## THE TASK
Retype, exactly as written, every line from the one containing "Clone this screenshot in HTML and CSS." down to the one containing "The picture is", including both, and nothing else.

## DATASET ROWS

********************

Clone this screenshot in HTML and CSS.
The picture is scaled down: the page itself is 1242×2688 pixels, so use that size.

********************

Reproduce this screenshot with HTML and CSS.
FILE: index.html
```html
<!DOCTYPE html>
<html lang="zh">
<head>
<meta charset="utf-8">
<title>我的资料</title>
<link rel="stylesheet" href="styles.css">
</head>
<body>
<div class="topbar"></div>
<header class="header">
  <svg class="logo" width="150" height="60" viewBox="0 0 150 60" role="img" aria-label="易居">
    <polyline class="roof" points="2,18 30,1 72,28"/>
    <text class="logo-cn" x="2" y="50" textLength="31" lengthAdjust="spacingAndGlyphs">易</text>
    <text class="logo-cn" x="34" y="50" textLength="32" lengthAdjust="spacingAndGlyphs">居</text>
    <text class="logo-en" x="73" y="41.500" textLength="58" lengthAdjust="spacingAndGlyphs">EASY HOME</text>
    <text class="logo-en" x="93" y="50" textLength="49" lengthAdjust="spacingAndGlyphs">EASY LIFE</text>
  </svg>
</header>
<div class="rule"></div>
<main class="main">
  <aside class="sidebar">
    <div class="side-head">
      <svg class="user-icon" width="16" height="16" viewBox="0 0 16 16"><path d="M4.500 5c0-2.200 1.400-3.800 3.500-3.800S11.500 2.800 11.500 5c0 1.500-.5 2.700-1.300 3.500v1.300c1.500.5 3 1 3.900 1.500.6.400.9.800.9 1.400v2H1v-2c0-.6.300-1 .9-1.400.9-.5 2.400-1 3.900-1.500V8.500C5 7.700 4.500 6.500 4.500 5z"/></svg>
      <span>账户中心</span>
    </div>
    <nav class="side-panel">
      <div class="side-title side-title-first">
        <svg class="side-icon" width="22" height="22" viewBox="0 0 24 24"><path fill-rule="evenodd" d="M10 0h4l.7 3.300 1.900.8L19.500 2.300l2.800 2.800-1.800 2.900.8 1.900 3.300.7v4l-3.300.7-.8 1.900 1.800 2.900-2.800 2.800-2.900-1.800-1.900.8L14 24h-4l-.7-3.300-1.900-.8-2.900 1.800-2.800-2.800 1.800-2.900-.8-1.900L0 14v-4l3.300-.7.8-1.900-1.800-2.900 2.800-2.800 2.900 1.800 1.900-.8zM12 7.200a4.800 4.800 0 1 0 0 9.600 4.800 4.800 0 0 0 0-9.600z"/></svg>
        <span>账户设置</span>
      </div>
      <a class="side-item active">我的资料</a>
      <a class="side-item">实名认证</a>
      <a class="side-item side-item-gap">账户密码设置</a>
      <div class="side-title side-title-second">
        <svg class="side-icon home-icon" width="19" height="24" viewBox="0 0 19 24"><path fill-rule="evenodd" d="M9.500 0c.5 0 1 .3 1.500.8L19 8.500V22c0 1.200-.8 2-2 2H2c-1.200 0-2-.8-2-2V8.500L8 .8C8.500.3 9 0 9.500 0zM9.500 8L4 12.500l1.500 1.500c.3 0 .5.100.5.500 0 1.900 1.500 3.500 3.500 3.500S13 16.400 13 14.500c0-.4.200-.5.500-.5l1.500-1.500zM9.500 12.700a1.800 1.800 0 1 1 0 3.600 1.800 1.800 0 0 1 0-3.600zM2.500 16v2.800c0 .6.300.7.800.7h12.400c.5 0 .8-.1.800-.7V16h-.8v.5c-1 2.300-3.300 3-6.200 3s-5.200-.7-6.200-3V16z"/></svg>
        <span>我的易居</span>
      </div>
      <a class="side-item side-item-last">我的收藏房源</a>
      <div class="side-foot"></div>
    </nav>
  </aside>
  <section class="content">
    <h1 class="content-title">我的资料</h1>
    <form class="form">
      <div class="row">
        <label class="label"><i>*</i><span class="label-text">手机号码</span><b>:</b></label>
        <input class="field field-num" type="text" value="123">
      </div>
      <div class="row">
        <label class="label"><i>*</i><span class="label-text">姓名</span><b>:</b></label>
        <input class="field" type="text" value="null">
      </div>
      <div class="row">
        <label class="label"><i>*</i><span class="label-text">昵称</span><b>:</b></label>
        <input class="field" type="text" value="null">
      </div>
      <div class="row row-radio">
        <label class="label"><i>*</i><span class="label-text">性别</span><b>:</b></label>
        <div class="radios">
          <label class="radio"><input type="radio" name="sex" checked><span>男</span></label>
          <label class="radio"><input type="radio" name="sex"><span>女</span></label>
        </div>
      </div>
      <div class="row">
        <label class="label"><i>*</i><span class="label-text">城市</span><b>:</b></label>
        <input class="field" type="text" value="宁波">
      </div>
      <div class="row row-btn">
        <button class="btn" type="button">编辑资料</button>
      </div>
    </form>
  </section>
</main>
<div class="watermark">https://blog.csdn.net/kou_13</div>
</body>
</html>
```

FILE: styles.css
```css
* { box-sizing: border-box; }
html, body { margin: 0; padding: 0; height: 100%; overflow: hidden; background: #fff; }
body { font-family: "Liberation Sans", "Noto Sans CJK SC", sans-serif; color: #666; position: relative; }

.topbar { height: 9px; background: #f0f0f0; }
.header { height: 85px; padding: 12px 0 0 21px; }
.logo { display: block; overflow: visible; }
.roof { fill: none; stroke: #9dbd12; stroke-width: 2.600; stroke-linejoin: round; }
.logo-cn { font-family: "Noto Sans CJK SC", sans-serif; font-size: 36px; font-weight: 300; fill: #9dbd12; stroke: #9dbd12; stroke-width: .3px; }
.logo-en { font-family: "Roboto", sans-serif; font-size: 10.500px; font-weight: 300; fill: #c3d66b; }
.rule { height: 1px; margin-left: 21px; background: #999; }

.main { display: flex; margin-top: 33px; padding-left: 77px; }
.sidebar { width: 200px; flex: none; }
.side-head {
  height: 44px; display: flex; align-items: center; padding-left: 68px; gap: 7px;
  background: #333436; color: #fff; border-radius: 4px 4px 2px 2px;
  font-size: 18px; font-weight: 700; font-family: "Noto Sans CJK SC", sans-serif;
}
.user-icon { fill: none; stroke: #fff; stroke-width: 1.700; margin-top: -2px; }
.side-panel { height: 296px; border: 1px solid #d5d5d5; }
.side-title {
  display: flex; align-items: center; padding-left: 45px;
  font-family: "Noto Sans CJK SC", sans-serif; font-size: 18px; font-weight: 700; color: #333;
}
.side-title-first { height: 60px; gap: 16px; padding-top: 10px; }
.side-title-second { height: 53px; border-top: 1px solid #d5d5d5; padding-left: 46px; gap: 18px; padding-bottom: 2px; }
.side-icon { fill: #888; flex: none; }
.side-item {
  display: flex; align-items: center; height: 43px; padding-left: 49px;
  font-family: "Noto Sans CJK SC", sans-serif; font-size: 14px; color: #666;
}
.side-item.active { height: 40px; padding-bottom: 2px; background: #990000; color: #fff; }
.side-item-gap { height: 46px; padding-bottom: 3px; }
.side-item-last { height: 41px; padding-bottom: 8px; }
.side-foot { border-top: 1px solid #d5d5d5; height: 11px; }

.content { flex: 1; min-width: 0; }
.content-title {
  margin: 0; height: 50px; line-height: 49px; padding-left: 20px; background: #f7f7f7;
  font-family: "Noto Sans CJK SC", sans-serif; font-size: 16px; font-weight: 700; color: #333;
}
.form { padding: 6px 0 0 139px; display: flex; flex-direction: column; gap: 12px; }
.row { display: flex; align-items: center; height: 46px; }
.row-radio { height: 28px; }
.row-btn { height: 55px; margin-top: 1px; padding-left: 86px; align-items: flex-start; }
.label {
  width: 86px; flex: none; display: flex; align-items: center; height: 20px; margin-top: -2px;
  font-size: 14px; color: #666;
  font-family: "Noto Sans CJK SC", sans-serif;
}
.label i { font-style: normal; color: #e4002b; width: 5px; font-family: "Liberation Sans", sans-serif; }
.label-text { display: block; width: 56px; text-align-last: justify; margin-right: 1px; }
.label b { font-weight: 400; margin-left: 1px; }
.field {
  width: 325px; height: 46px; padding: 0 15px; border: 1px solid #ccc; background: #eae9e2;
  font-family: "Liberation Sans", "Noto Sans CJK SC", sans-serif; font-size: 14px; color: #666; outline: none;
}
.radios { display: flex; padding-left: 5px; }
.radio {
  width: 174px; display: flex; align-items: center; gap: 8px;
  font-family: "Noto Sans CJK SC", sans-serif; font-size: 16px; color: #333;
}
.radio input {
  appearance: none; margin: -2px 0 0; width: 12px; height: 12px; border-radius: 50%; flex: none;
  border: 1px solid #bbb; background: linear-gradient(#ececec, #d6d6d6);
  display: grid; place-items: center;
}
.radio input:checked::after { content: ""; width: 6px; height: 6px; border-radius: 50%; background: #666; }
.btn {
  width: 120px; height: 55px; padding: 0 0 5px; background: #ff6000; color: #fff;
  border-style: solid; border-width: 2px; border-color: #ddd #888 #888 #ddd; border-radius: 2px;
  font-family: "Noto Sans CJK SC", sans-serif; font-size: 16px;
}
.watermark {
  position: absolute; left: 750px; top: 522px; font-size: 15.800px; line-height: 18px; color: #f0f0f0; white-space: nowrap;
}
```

********************

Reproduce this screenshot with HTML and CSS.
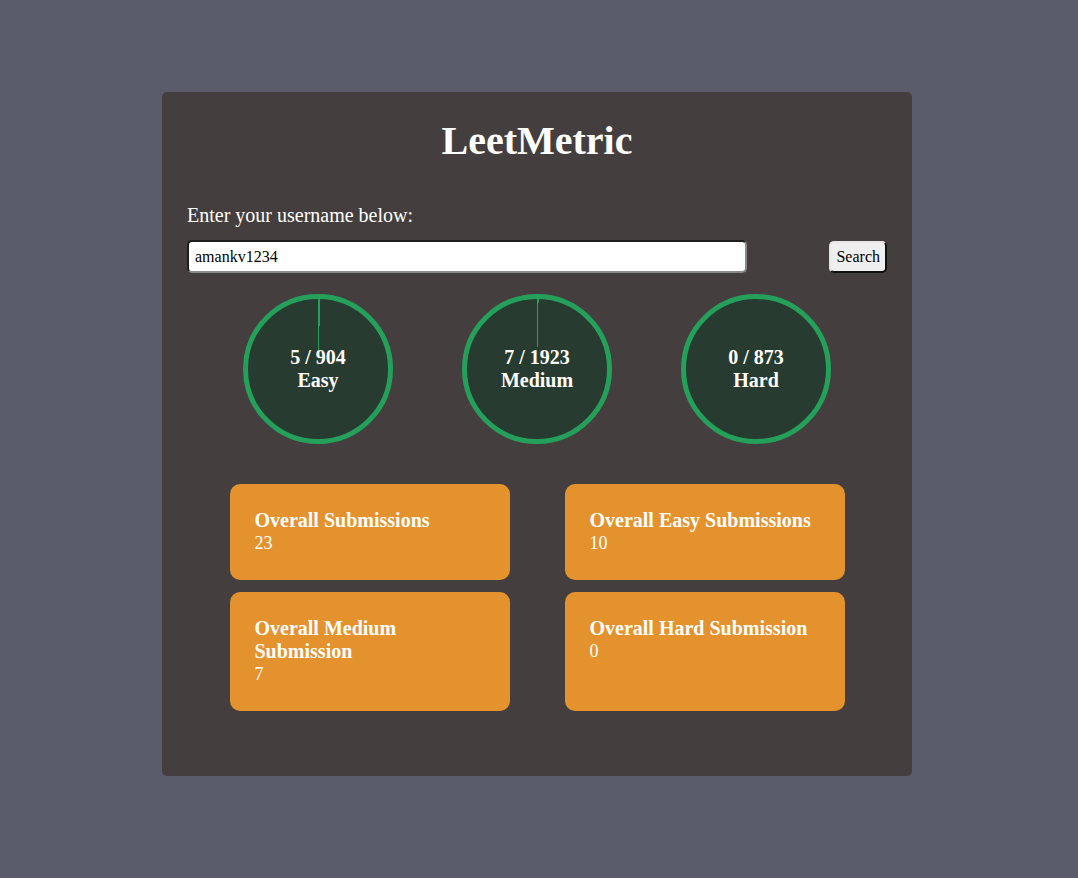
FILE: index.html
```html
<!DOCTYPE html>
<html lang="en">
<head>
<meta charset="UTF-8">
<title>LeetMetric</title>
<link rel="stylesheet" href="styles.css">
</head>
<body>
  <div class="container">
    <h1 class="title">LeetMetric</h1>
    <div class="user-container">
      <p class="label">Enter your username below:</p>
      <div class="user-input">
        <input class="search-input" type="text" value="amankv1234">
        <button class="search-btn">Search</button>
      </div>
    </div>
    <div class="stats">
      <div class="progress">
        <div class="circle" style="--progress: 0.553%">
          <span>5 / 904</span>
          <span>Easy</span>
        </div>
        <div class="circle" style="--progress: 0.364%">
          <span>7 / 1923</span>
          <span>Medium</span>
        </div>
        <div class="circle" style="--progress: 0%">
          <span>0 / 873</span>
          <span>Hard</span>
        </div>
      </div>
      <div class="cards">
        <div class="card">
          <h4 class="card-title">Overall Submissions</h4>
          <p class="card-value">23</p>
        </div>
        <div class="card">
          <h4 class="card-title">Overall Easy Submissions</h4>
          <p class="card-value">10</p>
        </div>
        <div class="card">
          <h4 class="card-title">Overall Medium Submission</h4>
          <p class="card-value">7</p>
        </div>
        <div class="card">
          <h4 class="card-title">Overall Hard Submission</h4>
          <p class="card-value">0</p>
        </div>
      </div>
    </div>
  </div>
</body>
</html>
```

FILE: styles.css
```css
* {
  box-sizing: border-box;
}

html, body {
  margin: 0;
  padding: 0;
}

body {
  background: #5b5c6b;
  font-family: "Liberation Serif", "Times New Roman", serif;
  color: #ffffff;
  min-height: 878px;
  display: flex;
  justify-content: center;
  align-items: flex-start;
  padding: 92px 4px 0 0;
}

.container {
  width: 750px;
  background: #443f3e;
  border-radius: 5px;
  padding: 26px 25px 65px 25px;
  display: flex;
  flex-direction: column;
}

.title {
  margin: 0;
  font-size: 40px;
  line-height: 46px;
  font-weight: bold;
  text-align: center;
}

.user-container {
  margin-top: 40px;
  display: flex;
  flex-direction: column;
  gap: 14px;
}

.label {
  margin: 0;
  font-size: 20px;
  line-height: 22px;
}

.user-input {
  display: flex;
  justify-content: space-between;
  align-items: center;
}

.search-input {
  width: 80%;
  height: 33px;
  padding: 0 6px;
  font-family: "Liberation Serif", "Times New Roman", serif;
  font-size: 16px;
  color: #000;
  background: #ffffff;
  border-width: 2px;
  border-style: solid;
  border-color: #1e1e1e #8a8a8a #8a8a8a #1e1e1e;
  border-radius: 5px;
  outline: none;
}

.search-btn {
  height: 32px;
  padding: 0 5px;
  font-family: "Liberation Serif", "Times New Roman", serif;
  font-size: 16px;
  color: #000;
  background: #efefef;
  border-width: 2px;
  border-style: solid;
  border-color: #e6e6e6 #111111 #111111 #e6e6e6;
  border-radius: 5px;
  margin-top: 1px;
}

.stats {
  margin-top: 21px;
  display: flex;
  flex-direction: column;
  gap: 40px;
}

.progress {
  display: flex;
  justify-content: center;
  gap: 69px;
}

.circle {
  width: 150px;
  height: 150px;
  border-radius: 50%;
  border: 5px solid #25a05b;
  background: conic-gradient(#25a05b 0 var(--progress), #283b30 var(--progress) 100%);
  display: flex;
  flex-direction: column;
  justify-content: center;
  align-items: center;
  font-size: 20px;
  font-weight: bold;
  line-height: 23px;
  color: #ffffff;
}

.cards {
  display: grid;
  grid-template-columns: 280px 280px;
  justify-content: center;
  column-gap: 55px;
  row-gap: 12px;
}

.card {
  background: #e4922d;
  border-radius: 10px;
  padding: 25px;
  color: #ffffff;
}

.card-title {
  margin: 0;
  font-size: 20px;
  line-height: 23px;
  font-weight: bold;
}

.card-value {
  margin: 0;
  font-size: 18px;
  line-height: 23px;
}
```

********************

## FINISHED EXERCISE
Clone this screenshot in HTML and CSS.
The picture is scaled down: the page itself is 1242×2688 pixels, so use that size.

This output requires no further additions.